Vinicius Torres Freire
PIB e situação social do Reino Unido vão mal, mas conservadores ganham de lavada
Bem-estar social e economia não parecem ter sido os motivos da lavada do
Partido Conservador na eleição britânica. “Economia”, de resto, é
conceito amplo demais para servir de motivo de explicação, entre outros
problemas. Seja como for, explicar escolhas políticas tem andado mais difícil do
que de costume nesta década de revoltas e reviravoltas. O nosso Junho de
2013 é um caso exemplar; o Reino Unido dá o que pensar para o Brasil de
2019 e para os Estados Unidos e sua crucial eleição de 2020.
Desde 2010, início da sequência de governos conservadores, a economia do
Reino Unido cresceu à metade do ritmo registrado sob os governos
trabalhistas deste século. A desigualdade de renda aumentou
ligeiramente, mais visível na perda de renda dos 20% mais pobres e no
aumento da renda dos 10% mais ricos. Sob os conservadores, o gasto per capita em saúde pública cresceu 0,6%
ao ano desde 2010, ante 3,3% da média desde o fim da Segunda Guerra. O
gasto por estudante da escola fundamental caiu 8% desde 2010 e ainda
mais no ensino médio. São dados oficiais compilados pela “Health
Foundation” e pelo “Institute of Fiscal Studies”.

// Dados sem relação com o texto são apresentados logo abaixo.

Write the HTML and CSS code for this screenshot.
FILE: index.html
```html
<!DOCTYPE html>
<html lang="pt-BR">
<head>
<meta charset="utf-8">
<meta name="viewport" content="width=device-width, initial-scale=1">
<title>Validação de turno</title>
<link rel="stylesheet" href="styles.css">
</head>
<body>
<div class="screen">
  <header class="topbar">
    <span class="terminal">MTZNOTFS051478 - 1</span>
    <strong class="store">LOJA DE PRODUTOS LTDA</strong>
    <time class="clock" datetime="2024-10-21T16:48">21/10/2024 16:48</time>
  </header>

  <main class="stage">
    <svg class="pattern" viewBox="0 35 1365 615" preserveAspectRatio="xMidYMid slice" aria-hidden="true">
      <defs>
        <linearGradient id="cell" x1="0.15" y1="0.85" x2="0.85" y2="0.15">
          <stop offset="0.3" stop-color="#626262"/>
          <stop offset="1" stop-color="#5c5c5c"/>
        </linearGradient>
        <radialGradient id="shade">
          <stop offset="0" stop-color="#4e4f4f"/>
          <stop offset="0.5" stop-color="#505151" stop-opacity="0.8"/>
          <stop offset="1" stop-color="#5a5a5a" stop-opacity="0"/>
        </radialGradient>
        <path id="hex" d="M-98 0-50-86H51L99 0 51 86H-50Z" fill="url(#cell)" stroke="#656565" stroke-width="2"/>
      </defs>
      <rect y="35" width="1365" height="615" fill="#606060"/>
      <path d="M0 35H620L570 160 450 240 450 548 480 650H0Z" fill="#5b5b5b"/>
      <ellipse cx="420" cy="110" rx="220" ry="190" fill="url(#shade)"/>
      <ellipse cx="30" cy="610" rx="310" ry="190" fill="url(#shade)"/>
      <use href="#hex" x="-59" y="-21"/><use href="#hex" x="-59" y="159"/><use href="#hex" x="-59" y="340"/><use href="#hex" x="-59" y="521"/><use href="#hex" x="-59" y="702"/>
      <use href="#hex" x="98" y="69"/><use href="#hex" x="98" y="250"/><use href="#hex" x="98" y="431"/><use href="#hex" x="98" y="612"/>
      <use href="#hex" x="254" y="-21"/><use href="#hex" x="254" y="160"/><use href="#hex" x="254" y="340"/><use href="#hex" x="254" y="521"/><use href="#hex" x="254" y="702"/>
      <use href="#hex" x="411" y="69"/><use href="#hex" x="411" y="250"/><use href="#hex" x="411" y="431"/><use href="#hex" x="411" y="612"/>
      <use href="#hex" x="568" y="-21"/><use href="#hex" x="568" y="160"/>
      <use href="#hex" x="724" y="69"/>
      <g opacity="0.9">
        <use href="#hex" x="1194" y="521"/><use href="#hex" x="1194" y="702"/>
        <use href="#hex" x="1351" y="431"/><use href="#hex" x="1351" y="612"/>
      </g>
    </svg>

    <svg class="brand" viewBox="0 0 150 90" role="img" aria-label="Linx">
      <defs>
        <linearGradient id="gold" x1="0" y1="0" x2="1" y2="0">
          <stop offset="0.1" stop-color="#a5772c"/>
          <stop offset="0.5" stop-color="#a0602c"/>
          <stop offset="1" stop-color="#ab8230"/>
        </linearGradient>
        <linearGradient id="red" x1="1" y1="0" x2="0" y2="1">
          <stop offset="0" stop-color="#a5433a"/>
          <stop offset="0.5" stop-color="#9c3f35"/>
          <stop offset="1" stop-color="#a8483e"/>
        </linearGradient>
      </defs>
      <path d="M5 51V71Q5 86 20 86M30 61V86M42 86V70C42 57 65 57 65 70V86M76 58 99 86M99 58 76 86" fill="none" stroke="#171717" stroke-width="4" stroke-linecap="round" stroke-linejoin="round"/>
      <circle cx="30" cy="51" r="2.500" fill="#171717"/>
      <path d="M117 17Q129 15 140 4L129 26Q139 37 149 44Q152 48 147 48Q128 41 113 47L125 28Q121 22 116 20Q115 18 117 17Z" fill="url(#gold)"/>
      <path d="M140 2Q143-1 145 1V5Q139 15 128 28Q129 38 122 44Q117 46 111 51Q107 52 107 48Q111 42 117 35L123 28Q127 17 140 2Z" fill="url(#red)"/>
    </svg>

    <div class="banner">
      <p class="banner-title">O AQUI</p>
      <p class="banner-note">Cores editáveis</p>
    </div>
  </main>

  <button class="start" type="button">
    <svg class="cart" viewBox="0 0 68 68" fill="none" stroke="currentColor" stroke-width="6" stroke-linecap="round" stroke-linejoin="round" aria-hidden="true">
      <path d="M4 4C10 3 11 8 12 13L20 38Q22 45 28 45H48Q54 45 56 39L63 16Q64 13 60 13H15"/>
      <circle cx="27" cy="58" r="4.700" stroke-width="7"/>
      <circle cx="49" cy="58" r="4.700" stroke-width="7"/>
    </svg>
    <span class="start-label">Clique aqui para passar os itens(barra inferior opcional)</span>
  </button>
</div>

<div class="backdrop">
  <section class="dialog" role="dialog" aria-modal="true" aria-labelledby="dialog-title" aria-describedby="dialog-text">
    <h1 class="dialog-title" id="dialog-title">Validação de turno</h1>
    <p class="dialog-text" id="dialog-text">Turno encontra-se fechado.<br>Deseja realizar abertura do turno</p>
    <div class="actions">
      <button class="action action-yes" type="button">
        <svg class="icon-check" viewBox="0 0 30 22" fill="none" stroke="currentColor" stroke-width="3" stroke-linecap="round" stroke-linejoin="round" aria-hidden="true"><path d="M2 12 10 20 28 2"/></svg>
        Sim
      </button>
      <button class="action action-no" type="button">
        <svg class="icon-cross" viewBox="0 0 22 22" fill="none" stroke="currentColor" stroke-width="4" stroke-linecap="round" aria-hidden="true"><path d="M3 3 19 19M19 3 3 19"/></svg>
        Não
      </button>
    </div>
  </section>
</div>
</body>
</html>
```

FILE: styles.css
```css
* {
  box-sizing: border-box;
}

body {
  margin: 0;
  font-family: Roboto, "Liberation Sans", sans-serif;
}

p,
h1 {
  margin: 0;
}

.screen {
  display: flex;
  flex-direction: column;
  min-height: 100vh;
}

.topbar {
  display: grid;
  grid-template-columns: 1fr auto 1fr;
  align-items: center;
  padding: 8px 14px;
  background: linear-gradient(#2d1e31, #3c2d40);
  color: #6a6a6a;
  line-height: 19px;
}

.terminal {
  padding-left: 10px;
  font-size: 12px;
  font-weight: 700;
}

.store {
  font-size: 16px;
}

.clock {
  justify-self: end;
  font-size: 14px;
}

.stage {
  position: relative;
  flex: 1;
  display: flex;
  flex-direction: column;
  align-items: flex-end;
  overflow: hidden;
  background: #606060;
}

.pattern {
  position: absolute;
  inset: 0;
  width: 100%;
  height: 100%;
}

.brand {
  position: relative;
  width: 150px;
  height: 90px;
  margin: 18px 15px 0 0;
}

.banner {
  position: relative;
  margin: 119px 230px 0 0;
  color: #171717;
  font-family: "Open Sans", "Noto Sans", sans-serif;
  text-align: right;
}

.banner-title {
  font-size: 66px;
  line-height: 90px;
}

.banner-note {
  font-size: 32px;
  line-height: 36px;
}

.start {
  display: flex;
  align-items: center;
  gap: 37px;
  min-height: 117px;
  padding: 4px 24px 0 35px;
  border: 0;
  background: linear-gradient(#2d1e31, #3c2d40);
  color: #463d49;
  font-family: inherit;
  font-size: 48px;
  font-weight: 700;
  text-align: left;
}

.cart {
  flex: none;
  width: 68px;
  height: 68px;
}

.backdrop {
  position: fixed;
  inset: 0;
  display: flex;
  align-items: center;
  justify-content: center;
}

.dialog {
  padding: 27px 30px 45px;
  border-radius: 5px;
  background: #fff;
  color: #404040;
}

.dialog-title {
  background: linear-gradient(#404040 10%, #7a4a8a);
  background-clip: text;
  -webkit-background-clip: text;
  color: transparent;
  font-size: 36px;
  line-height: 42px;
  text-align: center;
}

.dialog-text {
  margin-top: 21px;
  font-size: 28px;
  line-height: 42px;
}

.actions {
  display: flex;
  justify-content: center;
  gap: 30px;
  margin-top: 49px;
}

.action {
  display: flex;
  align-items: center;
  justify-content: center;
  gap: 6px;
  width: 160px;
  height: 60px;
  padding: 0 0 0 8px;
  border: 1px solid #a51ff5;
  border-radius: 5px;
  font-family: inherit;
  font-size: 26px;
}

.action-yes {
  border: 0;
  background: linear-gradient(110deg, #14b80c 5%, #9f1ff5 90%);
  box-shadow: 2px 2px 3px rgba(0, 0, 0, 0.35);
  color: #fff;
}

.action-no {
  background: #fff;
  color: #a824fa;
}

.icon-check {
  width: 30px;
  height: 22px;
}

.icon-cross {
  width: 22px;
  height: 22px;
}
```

A situação obviamente não está boa e os britânicos estão revoltados, em
especial trabalhadores de renda baixa, muitos agora ex-eleitores dos
trabalhistas. Essa revolta, porém, se transforma em voto pelo brexit,
contra imigrantes, em adesão a ideias autoritárias, em desconfiança de
elites tecnocráticas, intelectuais e políticas. É um cenário conhecido e
reconhecível em muitos países do mundo ocidental. Voltaram as “guerras culturais”, o debate de costumes, nacionalismos e
outros mitos mais ou menos monstruosos que pareciam ao menos contidos
desde a catástrofe da Segunda Guerra. Quase sempre os partidos à
esquerda são derrotados quando as batalhas são disputadas nesses campos.

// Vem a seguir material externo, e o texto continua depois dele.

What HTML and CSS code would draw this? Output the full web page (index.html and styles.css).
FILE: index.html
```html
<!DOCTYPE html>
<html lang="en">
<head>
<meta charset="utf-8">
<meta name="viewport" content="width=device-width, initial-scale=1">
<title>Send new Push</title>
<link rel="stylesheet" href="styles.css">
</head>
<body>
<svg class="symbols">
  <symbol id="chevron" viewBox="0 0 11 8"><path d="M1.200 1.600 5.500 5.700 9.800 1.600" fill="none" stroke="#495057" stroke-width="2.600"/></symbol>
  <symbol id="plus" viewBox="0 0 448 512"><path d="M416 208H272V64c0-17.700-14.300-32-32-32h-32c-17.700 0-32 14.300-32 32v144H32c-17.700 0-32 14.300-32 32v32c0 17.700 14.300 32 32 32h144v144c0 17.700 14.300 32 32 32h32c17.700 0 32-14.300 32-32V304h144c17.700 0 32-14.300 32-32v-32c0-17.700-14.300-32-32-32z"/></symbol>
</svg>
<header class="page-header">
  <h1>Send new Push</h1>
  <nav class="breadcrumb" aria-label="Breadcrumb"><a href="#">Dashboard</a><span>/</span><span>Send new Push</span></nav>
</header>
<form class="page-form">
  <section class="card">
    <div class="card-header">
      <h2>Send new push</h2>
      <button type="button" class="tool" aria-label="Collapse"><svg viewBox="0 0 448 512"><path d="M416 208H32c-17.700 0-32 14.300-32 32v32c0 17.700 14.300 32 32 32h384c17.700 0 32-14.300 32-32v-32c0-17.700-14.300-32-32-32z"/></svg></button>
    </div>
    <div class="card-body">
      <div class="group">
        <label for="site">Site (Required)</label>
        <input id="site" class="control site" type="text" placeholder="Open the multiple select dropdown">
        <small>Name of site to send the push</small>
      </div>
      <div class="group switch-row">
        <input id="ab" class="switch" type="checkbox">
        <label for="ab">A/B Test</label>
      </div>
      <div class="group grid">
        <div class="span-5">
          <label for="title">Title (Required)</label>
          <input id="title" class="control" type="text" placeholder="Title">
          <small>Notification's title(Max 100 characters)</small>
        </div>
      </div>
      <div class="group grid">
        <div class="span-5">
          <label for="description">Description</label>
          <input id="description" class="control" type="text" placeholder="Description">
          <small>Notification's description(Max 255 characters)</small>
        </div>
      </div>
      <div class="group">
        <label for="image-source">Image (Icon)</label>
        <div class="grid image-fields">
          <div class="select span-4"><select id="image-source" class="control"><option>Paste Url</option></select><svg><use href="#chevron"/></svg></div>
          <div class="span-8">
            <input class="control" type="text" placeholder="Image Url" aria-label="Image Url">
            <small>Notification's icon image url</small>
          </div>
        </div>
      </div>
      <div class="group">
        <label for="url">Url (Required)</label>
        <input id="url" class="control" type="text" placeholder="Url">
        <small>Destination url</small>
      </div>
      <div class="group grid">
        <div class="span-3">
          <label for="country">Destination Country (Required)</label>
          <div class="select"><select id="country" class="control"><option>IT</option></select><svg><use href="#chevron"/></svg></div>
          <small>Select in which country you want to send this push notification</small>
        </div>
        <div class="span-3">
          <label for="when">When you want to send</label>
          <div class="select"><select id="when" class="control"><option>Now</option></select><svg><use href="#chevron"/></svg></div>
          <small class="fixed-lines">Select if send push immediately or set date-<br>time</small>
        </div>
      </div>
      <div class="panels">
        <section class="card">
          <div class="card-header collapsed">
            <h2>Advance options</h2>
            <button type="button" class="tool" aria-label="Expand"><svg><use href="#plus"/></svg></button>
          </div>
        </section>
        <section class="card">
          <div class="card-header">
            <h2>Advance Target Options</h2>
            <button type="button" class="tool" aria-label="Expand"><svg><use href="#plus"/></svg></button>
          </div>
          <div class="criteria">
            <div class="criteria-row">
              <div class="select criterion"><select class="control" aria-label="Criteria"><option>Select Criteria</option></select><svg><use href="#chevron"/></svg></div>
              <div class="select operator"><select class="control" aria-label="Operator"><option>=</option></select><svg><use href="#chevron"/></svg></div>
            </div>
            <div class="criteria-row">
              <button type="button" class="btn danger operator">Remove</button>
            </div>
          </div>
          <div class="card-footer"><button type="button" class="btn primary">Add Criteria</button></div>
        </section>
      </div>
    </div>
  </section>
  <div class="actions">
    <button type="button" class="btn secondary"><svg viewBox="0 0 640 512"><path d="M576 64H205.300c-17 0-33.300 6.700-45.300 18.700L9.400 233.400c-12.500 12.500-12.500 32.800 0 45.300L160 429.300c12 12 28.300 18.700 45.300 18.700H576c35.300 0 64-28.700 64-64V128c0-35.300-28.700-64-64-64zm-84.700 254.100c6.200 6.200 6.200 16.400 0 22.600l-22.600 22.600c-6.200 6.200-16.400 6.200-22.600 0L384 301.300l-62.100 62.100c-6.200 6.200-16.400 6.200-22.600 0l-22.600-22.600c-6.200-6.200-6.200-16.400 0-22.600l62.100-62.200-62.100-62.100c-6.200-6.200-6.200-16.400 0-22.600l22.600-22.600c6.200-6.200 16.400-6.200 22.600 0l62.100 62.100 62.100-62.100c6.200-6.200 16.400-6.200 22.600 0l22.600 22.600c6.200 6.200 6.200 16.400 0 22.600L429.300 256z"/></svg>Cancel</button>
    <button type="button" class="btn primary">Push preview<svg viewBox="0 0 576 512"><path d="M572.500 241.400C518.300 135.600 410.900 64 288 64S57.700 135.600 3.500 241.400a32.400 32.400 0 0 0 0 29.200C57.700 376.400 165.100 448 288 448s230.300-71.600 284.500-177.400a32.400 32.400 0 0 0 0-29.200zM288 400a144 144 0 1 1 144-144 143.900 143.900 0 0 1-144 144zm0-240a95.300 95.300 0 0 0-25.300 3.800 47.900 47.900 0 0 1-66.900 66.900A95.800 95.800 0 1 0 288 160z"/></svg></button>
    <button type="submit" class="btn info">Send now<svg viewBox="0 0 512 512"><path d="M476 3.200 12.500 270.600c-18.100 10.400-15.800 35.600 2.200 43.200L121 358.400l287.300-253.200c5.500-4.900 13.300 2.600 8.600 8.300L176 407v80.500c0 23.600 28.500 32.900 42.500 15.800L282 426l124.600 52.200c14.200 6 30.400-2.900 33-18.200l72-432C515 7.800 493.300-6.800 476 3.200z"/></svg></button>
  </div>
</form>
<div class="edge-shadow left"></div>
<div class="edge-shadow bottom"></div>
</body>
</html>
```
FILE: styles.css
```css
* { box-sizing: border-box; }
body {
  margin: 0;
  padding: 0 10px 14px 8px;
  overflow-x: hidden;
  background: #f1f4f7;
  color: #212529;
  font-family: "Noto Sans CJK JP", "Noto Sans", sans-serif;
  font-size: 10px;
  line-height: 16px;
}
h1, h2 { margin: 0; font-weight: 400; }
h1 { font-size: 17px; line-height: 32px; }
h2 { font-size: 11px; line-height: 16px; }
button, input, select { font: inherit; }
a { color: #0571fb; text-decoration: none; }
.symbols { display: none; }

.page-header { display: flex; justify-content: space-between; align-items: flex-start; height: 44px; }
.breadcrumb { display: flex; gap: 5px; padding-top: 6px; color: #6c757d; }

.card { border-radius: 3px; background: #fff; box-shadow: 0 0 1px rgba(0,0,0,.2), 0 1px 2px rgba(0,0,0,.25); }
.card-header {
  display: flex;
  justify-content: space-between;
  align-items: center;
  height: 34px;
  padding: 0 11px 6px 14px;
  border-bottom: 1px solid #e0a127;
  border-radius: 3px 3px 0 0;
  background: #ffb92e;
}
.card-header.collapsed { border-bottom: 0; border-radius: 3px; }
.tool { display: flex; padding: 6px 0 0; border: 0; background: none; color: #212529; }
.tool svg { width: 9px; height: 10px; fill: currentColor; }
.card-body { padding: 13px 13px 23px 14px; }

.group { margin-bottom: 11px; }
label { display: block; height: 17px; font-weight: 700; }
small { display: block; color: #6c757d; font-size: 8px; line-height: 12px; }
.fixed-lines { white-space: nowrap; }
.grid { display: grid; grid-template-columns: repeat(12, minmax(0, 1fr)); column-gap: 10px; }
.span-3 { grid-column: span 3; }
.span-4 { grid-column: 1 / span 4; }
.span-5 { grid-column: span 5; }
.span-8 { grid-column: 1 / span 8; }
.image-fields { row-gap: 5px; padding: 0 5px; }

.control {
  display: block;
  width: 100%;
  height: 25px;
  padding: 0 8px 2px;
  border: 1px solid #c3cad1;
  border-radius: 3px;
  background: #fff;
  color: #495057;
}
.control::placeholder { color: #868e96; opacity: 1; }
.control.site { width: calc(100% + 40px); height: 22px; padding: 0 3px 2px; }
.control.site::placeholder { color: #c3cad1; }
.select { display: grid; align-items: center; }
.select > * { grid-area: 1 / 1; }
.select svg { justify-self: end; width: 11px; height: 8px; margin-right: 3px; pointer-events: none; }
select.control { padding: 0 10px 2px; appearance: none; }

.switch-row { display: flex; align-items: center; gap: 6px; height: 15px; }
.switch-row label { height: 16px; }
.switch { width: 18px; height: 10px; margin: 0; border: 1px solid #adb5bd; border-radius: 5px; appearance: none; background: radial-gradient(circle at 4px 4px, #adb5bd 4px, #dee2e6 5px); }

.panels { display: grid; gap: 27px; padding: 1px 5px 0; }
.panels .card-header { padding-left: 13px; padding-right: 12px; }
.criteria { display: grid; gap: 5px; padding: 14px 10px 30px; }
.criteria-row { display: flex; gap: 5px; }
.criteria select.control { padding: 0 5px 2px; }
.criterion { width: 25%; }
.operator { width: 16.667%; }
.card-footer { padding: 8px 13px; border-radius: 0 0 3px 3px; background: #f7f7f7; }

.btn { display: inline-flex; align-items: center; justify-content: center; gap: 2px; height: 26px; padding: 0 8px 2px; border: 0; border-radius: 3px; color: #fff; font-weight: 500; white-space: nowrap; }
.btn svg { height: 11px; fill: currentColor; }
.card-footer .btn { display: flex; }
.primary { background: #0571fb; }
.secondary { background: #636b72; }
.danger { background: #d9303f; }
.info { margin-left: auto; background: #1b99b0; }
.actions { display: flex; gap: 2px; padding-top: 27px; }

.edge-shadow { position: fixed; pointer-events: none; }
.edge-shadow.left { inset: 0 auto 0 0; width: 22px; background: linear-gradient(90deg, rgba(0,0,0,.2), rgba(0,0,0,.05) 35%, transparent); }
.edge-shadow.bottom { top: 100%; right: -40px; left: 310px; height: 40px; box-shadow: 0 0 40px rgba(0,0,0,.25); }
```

Mas não parecem tão óbvios o motivo da preferência pela direita, da
importância revivida das “guerras culturais” e da desimportância da
discussão político-econômica.
É preciso lembrar que:
a) o aumento da produtividade nas economias avançadas está sendo
capturado pelos mais ricos, nas últimas três ou quatro décadas, com
quase estagnação no salário mediano real, com aumento de desigualdades e
desesperança social;
b) os partidos da centro-esquerda em geral foram perdendo a identidade
desde o começo dos anos 1990, virando sensaborias políticas e elitismos
tecnocráticos: lembrem-se das Terceiras Vias, a versão zumbi da
social-democracia.
Ou seja, as “guerras culturais” ocupam o espaço esvaziado de programas
de esquerda, em particular daqueles que cheirem a naftalina dos anos
1970. Os guerreiros culturais oferecem explicações ou conforto para o
ressentimento dos desvalidos e largados da economia do século 21, quando
não criam diversionismos loucos e autoritários.
A esquerda não tem o que dizer ao povo miúdo nas guerras culturais ou
econômicas. O que a isolada esquerda no Brasil tem a dizer ao crescente
precariado, a outras massas de trabalhadores sem organização e aos
“autônomos” em geral?
Essas pessoas desconfiam do Estado, que cobra imposto, azucrina ou
impede o pequeno negócio ou bico, confisca mercadorias, leva propina,
espanca, mata ou deixa que o traficante ou miliciano matem e roubem.
Estado que, apesar desse policiamento fiscal ou terminal, não oferece
escola ou hospital decentes.
A esquerda perdeu o trem ou o Uber do recomeço da história.